━━━━━ Material provided

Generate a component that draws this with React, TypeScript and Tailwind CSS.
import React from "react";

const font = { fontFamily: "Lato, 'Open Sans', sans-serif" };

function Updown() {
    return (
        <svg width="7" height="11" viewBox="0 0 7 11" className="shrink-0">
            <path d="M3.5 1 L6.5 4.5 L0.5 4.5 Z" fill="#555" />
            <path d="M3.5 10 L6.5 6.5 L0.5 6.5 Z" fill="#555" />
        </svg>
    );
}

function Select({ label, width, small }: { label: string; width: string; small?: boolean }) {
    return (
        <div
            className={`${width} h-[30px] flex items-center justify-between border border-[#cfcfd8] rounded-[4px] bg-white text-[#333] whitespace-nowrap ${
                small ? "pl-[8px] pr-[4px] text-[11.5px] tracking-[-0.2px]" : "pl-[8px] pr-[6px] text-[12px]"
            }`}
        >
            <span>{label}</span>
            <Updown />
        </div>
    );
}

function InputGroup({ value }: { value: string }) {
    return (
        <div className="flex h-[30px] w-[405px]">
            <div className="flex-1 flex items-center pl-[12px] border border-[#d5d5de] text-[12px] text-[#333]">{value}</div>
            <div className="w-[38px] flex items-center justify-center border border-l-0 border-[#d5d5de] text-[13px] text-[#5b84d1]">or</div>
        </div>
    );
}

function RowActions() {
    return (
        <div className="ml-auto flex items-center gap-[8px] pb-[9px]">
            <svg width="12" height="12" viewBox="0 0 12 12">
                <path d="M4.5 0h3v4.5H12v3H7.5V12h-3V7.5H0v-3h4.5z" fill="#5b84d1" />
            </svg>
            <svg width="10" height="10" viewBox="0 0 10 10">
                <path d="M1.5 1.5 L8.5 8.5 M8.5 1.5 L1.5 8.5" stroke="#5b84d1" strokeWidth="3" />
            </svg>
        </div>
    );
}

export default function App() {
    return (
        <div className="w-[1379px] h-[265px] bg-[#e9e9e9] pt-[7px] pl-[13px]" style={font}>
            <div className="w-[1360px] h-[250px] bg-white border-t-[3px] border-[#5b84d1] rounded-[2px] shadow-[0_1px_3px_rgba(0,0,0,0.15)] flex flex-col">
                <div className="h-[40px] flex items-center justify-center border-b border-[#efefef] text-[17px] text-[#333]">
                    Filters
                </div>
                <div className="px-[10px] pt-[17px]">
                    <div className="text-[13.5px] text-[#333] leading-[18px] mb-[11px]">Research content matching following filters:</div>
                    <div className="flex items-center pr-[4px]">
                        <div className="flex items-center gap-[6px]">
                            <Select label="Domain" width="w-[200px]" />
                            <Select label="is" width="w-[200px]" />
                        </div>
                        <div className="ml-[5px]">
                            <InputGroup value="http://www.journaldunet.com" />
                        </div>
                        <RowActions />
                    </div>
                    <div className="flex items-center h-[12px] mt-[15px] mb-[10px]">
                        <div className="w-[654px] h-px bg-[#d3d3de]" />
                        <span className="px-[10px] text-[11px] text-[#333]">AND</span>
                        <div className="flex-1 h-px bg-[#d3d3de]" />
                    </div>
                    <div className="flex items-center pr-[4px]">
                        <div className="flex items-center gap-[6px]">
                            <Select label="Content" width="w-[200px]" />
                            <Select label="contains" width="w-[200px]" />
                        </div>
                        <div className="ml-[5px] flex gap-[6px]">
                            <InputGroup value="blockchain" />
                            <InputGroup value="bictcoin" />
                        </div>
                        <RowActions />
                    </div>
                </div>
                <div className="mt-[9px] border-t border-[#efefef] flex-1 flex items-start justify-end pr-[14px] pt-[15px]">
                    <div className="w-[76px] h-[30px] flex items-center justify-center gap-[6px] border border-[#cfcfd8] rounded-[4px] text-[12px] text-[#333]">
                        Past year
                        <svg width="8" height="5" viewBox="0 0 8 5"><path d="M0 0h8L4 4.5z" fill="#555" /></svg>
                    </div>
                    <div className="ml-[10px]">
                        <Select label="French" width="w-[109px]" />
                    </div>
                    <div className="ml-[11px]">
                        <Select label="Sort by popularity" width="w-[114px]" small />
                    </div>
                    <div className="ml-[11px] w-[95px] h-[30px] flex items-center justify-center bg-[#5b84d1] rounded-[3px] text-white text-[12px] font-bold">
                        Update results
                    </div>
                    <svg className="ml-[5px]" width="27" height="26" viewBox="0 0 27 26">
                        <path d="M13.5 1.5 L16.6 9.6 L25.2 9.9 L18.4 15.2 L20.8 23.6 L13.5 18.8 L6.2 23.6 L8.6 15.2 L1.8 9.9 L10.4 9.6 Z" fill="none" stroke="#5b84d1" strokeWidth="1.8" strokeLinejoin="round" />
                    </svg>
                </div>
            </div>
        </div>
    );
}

━━━━━━━━━━
━━━━━ Material provided

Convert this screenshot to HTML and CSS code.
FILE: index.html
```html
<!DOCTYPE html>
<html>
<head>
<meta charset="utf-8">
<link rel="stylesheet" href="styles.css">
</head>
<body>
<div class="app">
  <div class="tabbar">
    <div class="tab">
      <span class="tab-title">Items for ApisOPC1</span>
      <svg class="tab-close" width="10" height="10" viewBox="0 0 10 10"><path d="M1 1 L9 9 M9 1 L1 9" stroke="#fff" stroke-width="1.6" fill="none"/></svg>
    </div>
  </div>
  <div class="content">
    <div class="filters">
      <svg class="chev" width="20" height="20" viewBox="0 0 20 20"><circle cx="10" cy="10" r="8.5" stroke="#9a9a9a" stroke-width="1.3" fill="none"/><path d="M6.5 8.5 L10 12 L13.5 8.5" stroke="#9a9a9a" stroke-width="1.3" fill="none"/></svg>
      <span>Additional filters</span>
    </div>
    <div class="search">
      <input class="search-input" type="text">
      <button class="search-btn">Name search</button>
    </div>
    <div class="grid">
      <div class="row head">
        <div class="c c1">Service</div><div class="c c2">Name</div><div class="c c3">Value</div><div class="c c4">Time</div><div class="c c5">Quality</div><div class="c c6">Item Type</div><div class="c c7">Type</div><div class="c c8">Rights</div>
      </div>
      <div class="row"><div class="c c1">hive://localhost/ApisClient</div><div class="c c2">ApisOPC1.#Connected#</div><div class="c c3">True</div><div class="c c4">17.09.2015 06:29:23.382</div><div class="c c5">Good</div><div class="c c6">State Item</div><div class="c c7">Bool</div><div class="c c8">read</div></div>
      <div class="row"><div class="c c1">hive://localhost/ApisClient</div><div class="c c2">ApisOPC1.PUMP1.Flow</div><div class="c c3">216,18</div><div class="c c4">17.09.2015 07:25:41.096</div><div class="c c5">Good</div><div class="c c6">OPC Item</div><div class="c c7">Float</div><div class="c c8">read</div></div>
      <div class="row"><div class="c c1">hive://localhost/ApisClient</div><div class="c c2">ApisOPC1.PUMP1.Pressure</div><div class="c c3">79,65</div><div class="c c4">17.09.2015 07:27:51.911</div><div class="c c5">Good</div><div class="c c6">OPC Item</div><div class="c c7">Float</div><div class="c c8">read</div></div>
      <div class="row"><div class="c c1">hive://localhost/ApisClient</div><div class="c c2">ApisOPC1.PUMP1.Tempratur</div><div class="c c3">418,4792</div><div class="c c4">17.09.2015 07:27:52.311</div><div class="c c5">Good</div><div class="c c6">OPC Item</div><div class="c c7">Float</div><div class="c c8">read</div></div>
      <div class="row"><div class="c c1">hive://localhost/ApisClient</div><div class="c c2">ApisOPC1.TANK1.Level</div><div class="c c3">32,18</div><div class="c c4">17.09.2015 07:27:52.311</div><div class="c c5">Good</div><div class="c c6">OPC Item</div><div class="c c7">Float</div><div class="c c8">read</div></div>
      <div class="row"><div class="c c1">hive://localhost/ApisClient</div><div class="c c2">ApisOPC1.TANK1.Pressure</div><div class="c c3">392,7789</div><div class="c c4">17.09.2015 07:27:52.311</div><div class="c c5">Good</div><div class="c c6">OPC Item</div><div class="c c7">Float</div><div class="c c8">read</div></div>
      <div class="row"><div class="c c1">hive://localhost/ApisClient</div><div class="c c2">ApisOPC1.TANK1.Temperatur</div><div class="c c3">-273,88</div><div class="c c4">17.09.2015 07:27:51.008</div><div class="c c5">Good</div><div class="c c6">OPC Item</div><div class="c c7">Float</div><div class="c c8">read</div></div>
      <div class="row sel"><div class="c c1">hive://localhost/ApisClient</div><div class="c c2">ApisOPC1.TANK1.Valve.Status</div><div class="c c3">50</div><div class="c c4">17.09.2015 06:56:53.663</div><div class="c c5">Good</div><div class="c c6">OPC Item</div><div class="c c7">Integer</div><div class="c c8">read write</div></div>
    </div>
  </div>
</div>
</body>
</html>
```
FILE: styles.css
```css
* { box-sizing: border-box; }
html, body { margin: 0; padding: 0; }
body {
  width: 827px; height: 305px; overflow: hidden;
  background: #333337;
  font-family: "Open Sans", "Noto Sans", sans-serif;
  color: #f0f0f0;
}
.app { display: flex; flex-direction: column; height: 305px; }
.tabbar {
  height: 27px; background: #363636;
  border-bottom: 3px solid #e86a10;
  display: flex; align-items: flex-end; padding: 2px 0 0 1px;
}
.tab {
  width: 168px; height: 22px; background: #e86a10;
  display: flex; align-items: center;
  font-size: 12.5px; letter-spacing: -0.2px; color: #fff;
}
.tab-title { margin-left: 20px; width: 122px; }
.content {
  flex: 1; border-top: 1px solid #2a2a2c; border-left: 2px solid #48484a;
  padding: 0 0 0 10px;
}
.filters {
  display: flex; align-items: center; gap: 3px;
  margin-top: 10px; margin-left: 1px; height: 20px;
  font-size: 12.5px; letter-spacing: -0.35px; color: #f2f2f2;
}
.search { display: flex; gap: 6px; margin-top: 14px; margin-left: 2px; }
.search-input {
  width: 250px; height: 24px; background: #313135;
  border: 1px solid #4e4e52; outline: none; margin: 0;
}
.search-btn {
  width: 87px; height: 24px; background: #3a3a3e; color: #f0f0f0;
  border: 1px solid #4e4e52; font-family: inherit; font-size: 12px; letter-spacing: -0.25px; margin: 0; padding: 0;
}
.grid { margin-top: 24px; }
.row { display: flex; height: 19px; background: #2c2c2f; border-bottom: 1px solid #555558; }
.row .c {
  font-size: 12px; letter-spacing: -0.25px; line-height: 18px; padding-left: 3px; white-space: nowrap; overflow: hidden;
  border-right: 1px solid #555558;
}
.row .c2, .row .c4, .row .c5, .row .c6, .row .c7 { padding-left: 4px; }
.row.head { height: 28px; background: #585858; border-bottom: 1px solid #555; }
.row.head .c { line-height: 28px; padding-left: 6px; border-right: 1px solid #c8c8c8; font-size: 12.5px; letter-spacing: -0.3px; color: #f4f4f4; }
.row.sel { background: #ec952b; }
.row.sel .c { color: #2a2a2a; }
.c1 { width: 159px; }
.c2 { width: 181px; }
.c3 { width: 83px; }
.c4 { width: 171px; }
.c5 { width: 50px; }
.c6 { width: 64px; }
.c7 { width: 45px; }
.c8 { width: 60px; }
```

━━━━━━━━━━

### Task to complete
Go through the records and copy each line with "this" in it.

### Solution
Generate a component that draws this with React, TypeScript and Tailwind CSS.
Convert this screenshot to HTML and CSS code.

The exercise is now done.